:: RECORDED DATA ::
::::::::::
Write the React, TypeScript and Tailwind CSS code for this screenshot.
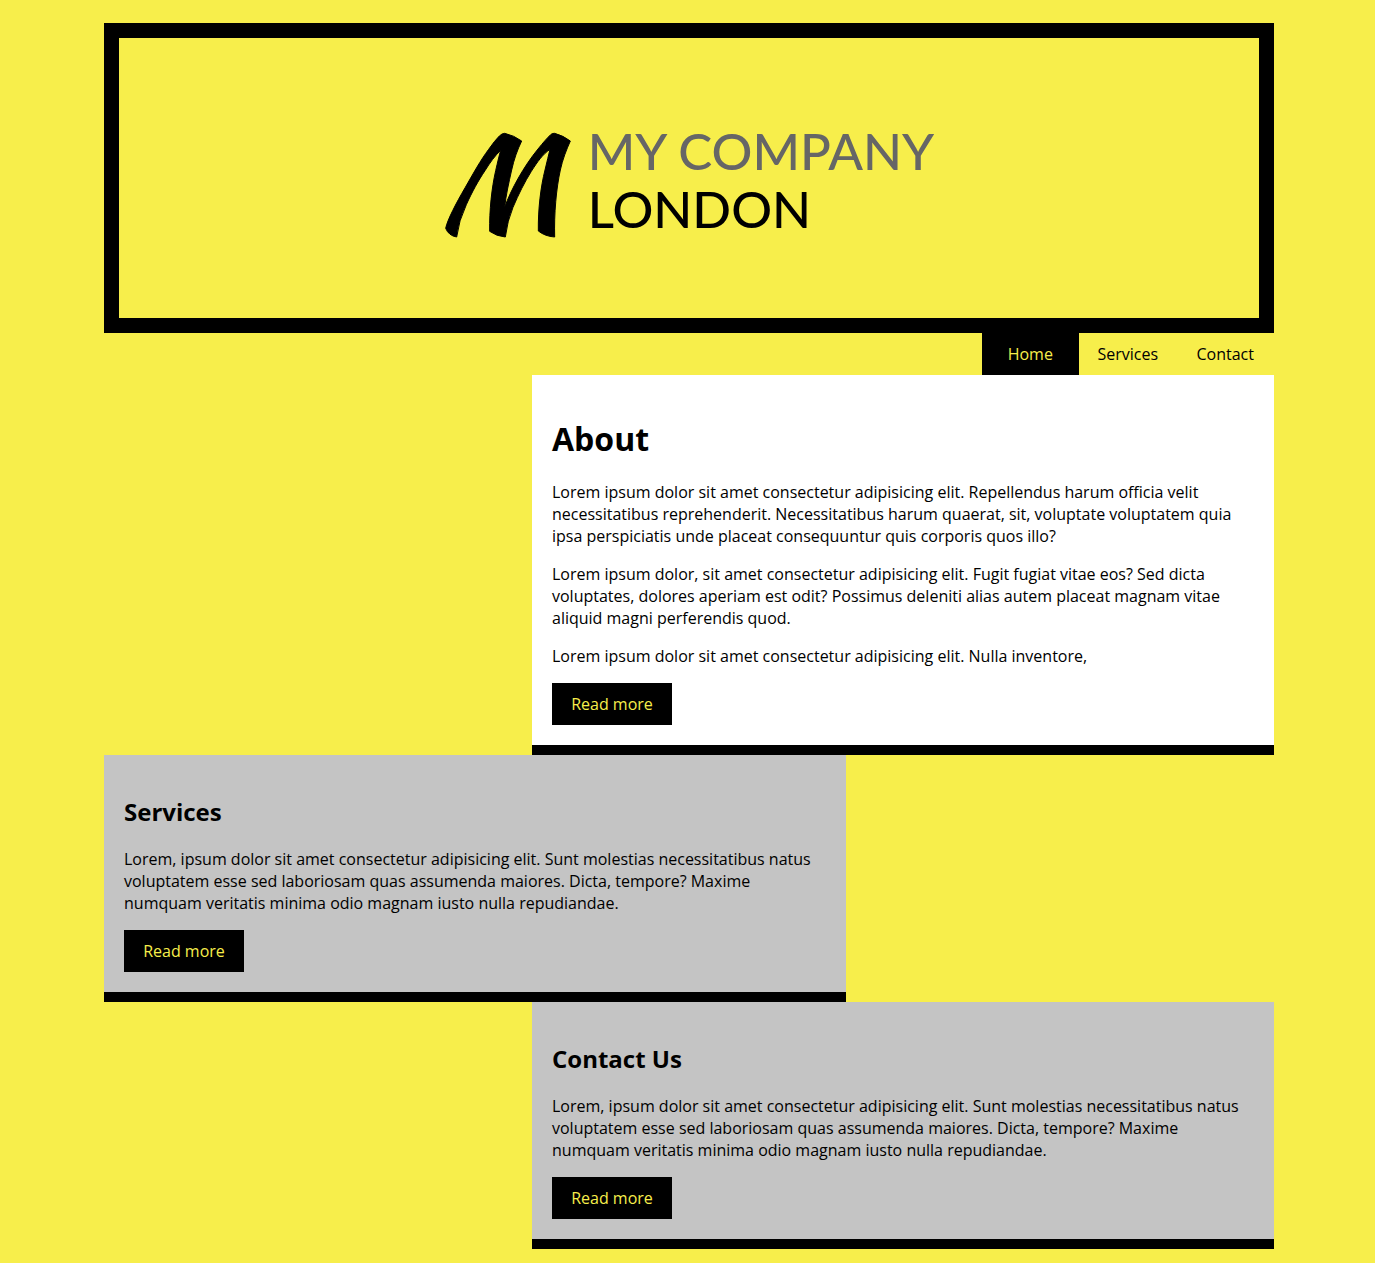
import type { ReactNode } from "react";

function Logo() {
  return (
    <a href="#home" aria-label="My Company London" className="flex items-start gap-4">
      <svg viewBox="40 36 384 321" className="mt-2.5 h-[107px] w-32" aria-hidden="true">
        <path
          stroke="black"
          strokeWidth="3"
          strokeLinejoin="round"
          d="M45 325C50 300 76 250 104 202C128 160 150 120 174 88Q192 62 206 48Q214 40 222 40Q250 46 273 63C260 90 250 118 243 150C234 190 226 225 222 262C240 210 280 138 322 87Q346 57 360 44Q365 39 372 40Q398 47 419 63C407 90 396 118 389 150C377 205 370 280 372 351Q343 349 323 333C322 270 330 200 343 150Q352 112 358 88C335 104 320 126 302 154C282 186 264 222 247 262Q230 302 224 351Q198 349 177 334C176 270 183 205 195 152Q204 112 210 91C192 108 178 128 163 152C144 180 124 216 107 254Q84 302 78 351Q54 347 45 325Z"
        />
      </svg>
      <span className="font-[Lato,sans-serif] text-[51px] leading-[58px] font-medium whitespace-nowrap">
        <span className="block text-[#666666]">MY COMPANY</span>
        <span className="block">LONDON</span>
      </span>
    </a>
  );
}

function NavLink({ href, active, children }: { href: string; active?: boolean; children: ReactNode }) {
  return (
    <a
      href={href}
      aria-current={active ? "page" : undefined}
      className={active ? "bg-black py-2.5 text-center text-[#f7ee4b]" : "py-2.5 text-center"}
    >
      {children}
    </a>
  );
}

function ReadMore({ href }: { href: string }) {
  return (
    <a href={href} className="block w-[120px] bg-black py-2.5 text-center text-[#f7ee4b]">
      Read more
    </a>
  );
}

const filler =
  "Lorem, ipsum dolor sit amet consectetur adipisicing elit. Sunt molestias necessitatibus natus voluptatem esse sed laboriosam quas assumenda maiores. Dicta, tempore? Maxime numquam veritatis minima odio magnam iusto nulla repudiandae.";

export default function App() {
  return (
    <div className="min-h-screen bg-[#f7ee4b] pt-[23px] pr-[101px] pb-3.5 pl-[104px] font-['Open_Sans',sans-serif] text-base leading-[22px] text-black">
      <header>
        <div className="flex h-[310px] items-center justify-center border-[15px] border-black pt-1">
          <Logo />
        </div>
        <nav className="ml-auto grid w-1/4 grid-cols-3">
          <NavLink href="#home" active>Home</NavLink>
          <NavLink href="#services">Services</NavLink>
          <NavLink href="#contact">Contact</NavLink>
        </nav>
      </header>
      <main className="flex flex-col">
        <section id="home" className="flex w-[742px] max-w-full flex-col gap-4 self-end border-b-[10px] border-black bg-white p-5">
          <h1 className="mt-[22px] mb-1 text-[32px] leading-[44px] font-bold">About</h1>
          <p>
            Lorem ipsum dolor sit amet consectetur adipisicing elit. Repellendus harum officia velit necessitatibus
            reprehenderit. Necessitatibus harum quaerat, sit, voluptate voluptatem quia ipsa perspiciatis unde placeat
            consequuntur quis corporis quos illo?
          </p>
          <p>
            Lorem ipsum dolor, sit amet consectetur adipisicing elit. Fugit fugiat vitae eos? Sed dicta voluptates,
            dolores aperiam est odit? Possimus deleniti alias autem placeat magnam vitae aliquid magni perferendis quod.
          </p>
          <p>Lorem ipsum dolor sit amet consectetur adipisicing elit. Nulla inventore,</p>
          <ReadMore href="#about" />
        </section>
        <section id="services" className="flex w-[742px] max-w-full flex-col gap-4 self-start border-b-[10px] border-black bg-[#c4c4c4] p-5">
          <h2 className="mt-5 mb-1 text-2xl leading-[33px] font-bold">Services</h2>
          <p>{filler}</p>
          <ReadMore href="#services" />
        </section>
        <section id="contact" className="flex w-[742px] max-w-full flex-col gap-4 self-end border-b-[10px] border-black bg-[#c4c4c4] p-5">
          <h2 className="mt-5 mb-1 text-2xl leading-[33px] font-bold">Contact Us</h2>
          <p>{filler}</p>
          <ReadMore href="#contact" />
        </section>
      </main>
    </div>
  );
}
::::::::::
:: WORK TO BE COMPLETED ::
Using the material above, return every line exactly as it appears, minus the pictures.

:: RESULT FOR THIS TASK ::
Write the React, TypeScript and Tailwind CSS code for this screenshot.
import type { ReactNode } from "react";

function Logo() {
  return (
    <a href="#home" aria-label="My Company London" className="flex items-start gap-4">
      <svg viewBox="40 36 384 321" className="mt-2.5 h-[107px] w-32" aria-hidden="true">
        <path
          stroke="black"
          strokeWidth="3"
          strokeLinejoin="round"
          d="M45 325C50 300 76 250 104 202C128 160 150 120 174 88Q192 62 206 48Q214 40 222 40Q250 46 273 63C260 90 250 118 243 150C234 190 226 225 222 262C240 210 280 138 322 87Q346 57 360 44Q365 39 372 40Q398 47 419 63C407 90 396 118 389 150C377 205 370 280 372 351Q343 349 323 333C322 270 330 200 343 150Q352 112 358 88C335 104 320 126 302 154C282 186 264 222 247 262Q230 302 224 351Q198 349 177 334C176 270 183 205 195 152Q204 112 210 91C192 108 178 128 163 152C144 180 124 216 107 254Q84 302 78 351Q54 347 45 325Z"
        />
      </svg>
      <span className="font-[Lato,sans-serif] text-[51px] leading-[58px] font-medium whitespace-nowrap">
        <span className="block text-[#666666]">MY COMPANY</span>
        <span className="block">LONDON</span>
      </span>
    </a>
  );
}

function NavLink({ href, active, children }: { href: string; active?: boolean; children: ReactNode }) {
  return (
    <a
      href={href}
      aria-current={active ? "page" : undefined}
      className={active ? "bg-black py-2.5 text-center text-[#f7ee4b]" : "py-2.5 text-center"}
    >
      {children}
    </a>
  );
}

function ReadMore({ href }: { href: string }) {
  return (
    <a href={href} className="block w-[120px] bg-black py-2.5 text-center text-[#f7ee4b]">
      Read more
    </a>
  );
}

const filler =
  "Lorem, ipsum dolor sit amet consectetur adipisicing elit. Sunt molestias necessitatibus natus voluptatem esse sed laboriosam quas assumenda maiores. Dicta, tempore? Maxime numquam veritatis minima odio magnam iusto nulla repudiandae.";

export default function App() {
  return (
    <div className="min-h-screen bg-[#f7ee4b] pt-[23px] pr-[101px] pb-3.5 pl-[104px] font-['Open_Sans',sans-serif] text-base leading-[22px] text-black">
      <header>
        <div className="flex h-[310px] items-center justify-center border-[15px] border-black pt-1">
          <Logo />
        </div>
        <nav className="ml-auto grid w-1/4 grid-cols-3">
          <NavLink href="#home" active>Home</NavLink>
          <NavLink href="#services">Services</NavLink>
          <NavLink href="#contact">Contact</NavLink>
        </nav>
      </header>
      <main className="flex flex-col">
        <section id="home" className="flex w-[742px] max-w-full flex-col gap-4 self-end border-b-[10px] border-black bg-white p-5">
          <h1 className="mt-[22px] mb-1 text-[32px] leading-[44px] font-bold">About</h1>
          <p>
            Lorem ipsum dolor sit amet consectetur adipisicing elit. Repellendus harum officia velit necessitatibus
            reprehenderit. Necessitatibus harum quaerat, sit, voluptate voluptatem quia ipsa perspiciatis unde placeat
            consequuntur quis corporis quos illo?
          </p>
          <p>
            Lorem ipsum dolor, sit amet consectetur adipisicing elit. Fugit fugiat vitae eos? Sed dicta voluptates,
            dolores aperiam est odit? Possimus deleniti alias autem placeat magnam vitae aliquid magni perferendis quod.
          </p>
          <p>Lorem ipsum dolor sit amet consectetur adipisicing elit. Nulla inventore,</p>
          <ReadMore href="#about" />
        </section>
        <section id="services" className="flex w-[742px] max-w-full flex-col gap-4 self-start border-b-[10px] border-black bg-[#c4c4c4] p-5">
          <h2 className="mt-5 mb-1 text-2xl leading-[33px] font-bold">Services</h2>
          <p>{filler}</p>
          <ReadMore href="#services" />
        </section>
        <section id="contact" className="flex w-[742px] max-w-full flex-col gap-4 self-end border-b-[10px] border-black bg-[#c4c4c4] p-5">
          <h2 className="mt-5 mb-1 text-2xl leading-[33px] font-bold">Contact Us</h2>
          <p>{filler}</p>
          <ReadMore href="#contact" />
        </section>
      </main>
    </div>
  );
}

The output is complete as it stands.